Mention relevant transactions: If you have experience with IPOs, M&As, or any other key investment banking transactions, make sure to mention it. It will demonstrate your hands-on experience in the field.
Polish and proofread: Always triple-check your cover letter for grammatical errors, typos, or inconsistencies. A polished cover letter indicates attention to detail, which is crucial in investment banking.
Tailor the document to the company’s culture: Goldman Sachs and other leading investment banks often have specific work cultures and sets of values. Adapting your letter so that it reflects that you fit well within this culture can be a subtle yet effective strategy to get in.
Be concise but impactful: Keep your cover letter brief, but pack it with substance. Use quantitative metrics if possible.
Avoid sensitive information: It’s unprofessional to include salary expectations or reasons for leaving your last job unless explicitly asked to do so.

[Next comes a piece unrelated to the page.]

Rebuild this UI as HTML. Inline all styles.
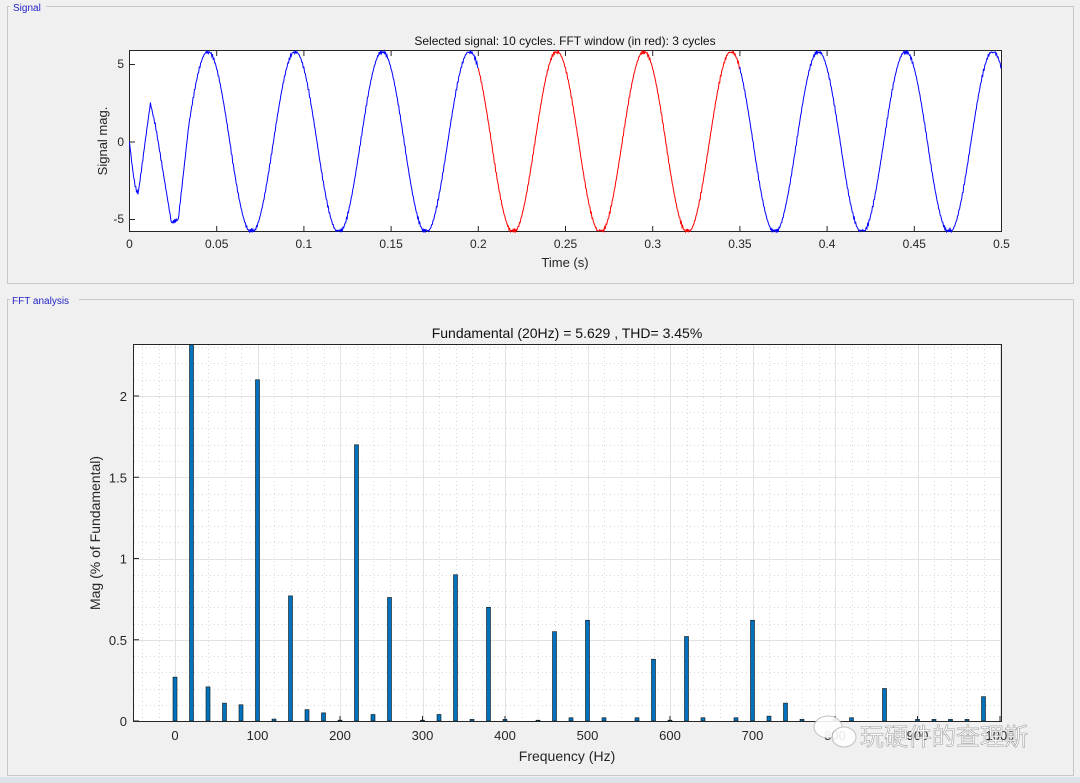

A great investment banking cover letter needs to be well-balanced, showcasing a diverse set of skills and experiences while targeting the specific opportunities that the employer is presenting. If you design it with precision, it will serve as your strategic roadmap to not just meet but exceed the marketing expectations of your potential employer.
Creating an impactful investment banking cover letter doesn’t have to be a gamble. By using this guide, you’re setting yourself up for long-term career growth with high-yield results in the near term.
Best of luck in your career pursuits, and may you continue to strategize, optimize, and capitalize in the fast-paced world of investment banking for years to come.